REQUIREMENTS -> Your task is to restate the data word for word.

Begin

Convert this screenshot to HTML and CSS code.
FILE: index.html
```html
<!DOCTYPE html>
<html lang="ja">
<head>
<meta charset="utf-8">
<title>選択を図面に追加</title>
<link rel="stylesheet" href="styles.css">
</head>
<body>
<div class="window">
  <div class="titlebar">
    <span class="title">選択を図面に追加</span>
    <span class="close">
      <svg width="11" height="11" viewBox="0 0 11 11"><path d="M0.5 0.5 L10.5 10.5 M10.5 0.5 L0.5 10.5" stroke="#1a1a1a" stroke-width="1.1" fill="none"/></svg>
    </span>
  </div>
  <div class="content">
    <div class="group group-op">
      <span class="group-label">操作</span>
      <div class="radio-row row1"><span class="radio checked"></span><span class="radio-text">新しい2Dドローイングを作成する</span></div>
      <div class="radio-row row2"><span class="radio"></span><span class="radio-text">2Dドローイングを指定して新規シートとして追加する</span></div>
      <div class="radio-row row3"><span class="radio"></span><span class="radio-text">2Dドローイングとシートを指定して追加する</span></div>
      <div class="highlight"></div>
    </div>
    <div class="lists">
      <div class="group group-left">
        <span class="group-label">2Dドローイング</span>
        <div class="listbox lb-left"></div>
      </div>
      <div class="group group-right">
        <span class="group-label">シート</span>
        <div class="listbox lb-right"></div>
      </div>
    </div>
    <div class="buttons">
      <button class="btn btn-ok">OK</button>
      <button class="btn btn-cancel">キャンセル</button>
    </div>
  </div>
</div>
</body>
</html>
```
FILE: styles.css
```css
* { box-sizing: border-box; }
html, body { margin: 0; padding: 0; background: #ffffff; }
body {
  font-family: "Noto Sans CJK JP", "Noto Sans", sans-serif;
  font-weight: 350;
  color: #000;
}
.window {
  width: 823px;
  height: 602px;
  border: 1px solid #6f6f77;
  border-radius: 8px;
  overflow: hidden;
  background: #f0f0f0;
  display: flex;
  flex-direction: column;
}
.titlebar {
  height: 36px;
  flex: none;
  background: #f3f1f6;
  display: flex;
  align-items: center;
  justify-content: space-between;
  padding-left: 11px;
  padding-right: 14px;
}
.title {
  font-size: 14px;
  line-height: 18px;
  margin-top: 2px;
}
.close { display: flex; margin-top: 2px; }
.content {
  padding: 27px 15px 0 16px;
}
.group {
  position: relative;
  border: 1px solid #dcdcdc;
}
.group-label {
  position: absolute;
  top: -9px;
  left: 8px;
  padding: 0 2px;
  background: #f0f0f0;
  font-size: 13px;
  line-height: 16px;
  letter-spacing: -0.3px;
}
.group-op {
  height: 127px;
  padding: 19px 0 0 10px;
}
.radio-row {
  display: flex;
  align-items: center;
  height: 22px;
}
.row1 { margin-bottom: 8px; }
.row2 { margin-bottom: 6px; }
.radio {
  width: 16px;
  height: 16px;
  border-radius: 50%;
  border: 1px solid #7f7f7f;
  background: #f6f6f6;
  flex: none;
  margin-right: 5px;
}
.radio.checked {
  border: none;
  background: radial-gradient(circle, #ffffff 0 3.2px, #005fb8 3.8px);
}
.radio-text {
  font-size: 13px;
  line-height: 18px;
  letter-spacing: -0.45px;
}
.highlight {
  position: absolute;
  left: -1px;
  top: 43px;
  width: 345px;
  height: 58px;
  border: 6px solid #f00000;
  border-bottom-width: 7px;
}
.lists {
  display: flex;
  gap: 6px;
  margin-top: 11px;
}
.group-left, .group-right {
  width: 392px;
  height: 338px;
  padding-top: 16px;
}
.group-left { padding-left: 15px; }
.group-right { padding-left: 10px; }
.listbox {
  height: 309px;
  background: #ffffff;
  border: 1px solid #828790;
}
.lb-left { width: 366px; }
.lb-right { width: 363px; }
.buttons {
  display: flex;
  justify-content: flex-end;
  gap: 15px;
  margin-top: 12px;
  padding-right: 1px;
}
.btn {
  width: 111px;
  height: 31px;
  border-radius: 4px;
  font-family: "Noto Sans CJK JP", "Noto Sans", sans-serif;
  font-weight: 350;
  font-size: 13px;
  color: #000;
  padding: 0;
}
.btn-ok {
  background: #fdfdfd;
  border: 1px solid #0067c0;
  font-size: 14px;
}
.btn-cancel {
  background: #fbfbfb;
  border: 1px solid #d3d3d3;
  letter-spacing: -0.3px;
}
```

End

SOLUTION TO THE PROBLEM ->
Convert this screenshot to HTML and CSS code.
FILE: index.html
```html
<!DOCTYPE html>
<html lang="ja">
<head>
<meta charset="utf-8">
<title>選択を図面に追加</title>
<link rel="stylesheet" href="styles.css">
</head>
<body>
<div class="window">
  <div class="titlebar">
    <span class="title">選択を図面に追加</span>
    <span class="close">
      <svg width="11" height="11" viewBox="0 0 11 11"><path d="M0.5 0.5 L10.5 10.5 M10.5 0.5 L0.5 10.5" stroke="#1a1a1a" stroke-width="1.1" fill="none"/></svg>
    </span>
  </div>
  <div class="content">
    <div class="group group-op">
      <span class="group-label">操作</span>
      <div class="radio-row row1"><span class="radio checked"></span><span class="radio-text">新しい2Dドローイングを作成する</span></div>
      <div class="radio-row row2"><span class="radio"></span><span class="radio-text">2Dドローイングを指定して新規シートとして追加する</span></div>
      <div class="radio-row row3"><span class="radio"></span><span class="radio-text">2Dドローイングとシートを指定して追加する</span></div>
      <div class="highlight"></div>
    </div>
    <div class="lists">
      <div class="group group-left">
        <span class="group-label">2Dドローイング</span>
        <div class="listbox lb-left"></div>
      </div>
      <div class="group group-right">
        <span class="group-label">シート</span>
        <div class="listbox lb-right"></div>
      </div>
    </div>
    <div class="buttons">
      <button class="btn btn-ok">OK</button>
      <button class="btn btn-cancel">キャンセル</button>
    </div>
  </div>
</div>
</body>
</html>
```
FILE: styles.css
```css
* { box-sizing: border-box; }
html, body { margin: 0; padding: 0; background: #ffffff; }
body {
  font-family: "Noto Sans CJK JP", "Noto Sans", sans-serif;
  font-weight: 350;
  color: #000;
}
.window {
  width: 823px;
  height: 602px;
  border: 1px solid #6f6f77;
  border-radius: 8px;
  overflow: hidden;
  background: #f0f0f0;
  display: flex;
  flex-direction: column;
}
.titlebar {
  height: 36px;
  flex: none;
  background: #f3f1f6;
  display: flex;
  align-items: center;
  justify-content: space-between;
  padding-left: 11px;
  padding-right: 14px;
}
.title {
  font-size: 14px;
  line-height: 18px;
  margin-top: 2px;
}
.close { display: flex; margin-top: 2px; }
.content {
  padding: 27px 15px 0 16px;
}
.group {
  position: relative;
  border: 1px solid #dcdcdc;
}
.group-label {
  position: absolute;
  top: -9px;
  left: 8px;
  padding: 0 2px;
  background: #f0f0f0;
  font-size: 13px;
  line-height: 16px;
  letter-spacing: -0.3px;
}
.group-op {
  height: 127px;
  padding: 19px 0 0 10px;
}
.radio-row {
  display: flex;
  align-items: center;
  height: 22px;
}
.row1 { margin-bottom: 8px; }
.row2 { margin-bottom: 6px; }
.radio {
  width: 16px;
  height: 16px;
  border-radius: 50%;
  border: 1px solid #7f7f7f;
  background: #f6f6f6;
  flex: none;
  margin-right: 5px;
}
.radio.checked {
  border: none;
  background: radial-gradient(circle, #ffffff 0 3.2px, #005fb8 3.8px);
}
.radio-text {
  font-size: 13px;
  line-height: 18px;
  letter-spacing: -0.45px;
}
.highlight {
  position: absolute;
  left: -1px;
  top: 43px;
  width: 345px;
  height: 58px;
  border: 6px solid #f00000;
  border-bottom-width: 7px;
}
.lists {
  display: flex;
  gap: 6px;
  margin-top: 11px;
}
.group-left, .group-right {
  width: 392px;
  height: 338px;
  padding-top: 16px;
}
.group-left { padding-left: 15px; }
.group-right { padding-left: 10px; }
.listbox {
  height: 309px;
  background: #ffffff;
  border: 1px solid #828790;
}
.lb-left { width: 366px; }
.lb-right { width: 363px; }
.buttons {
  display: flex;
  justify-content: flex-end;
  gap: 15px;
  margin-top: 12px;
  padding-right: 1px;
}
.btn {
  width: 111px;
  height: 31px;
  border-radius: 4px;
  font-family: "Noto Sans CJK JP", "Noto Sans", sans-serif;
  font-weight: 350;
  font-size: 13px;
  color: #000;
  padding: 0;
}
.btn-ok {
  background: #fdfdfd;
  border: 1px solid #0067c0;
  font-size: 14px;
}
.btn-cancel {
  background: #fbfbfb;
  border: 1px solid #d3d3d3;
  letter-spacing: -0.3px;
}
```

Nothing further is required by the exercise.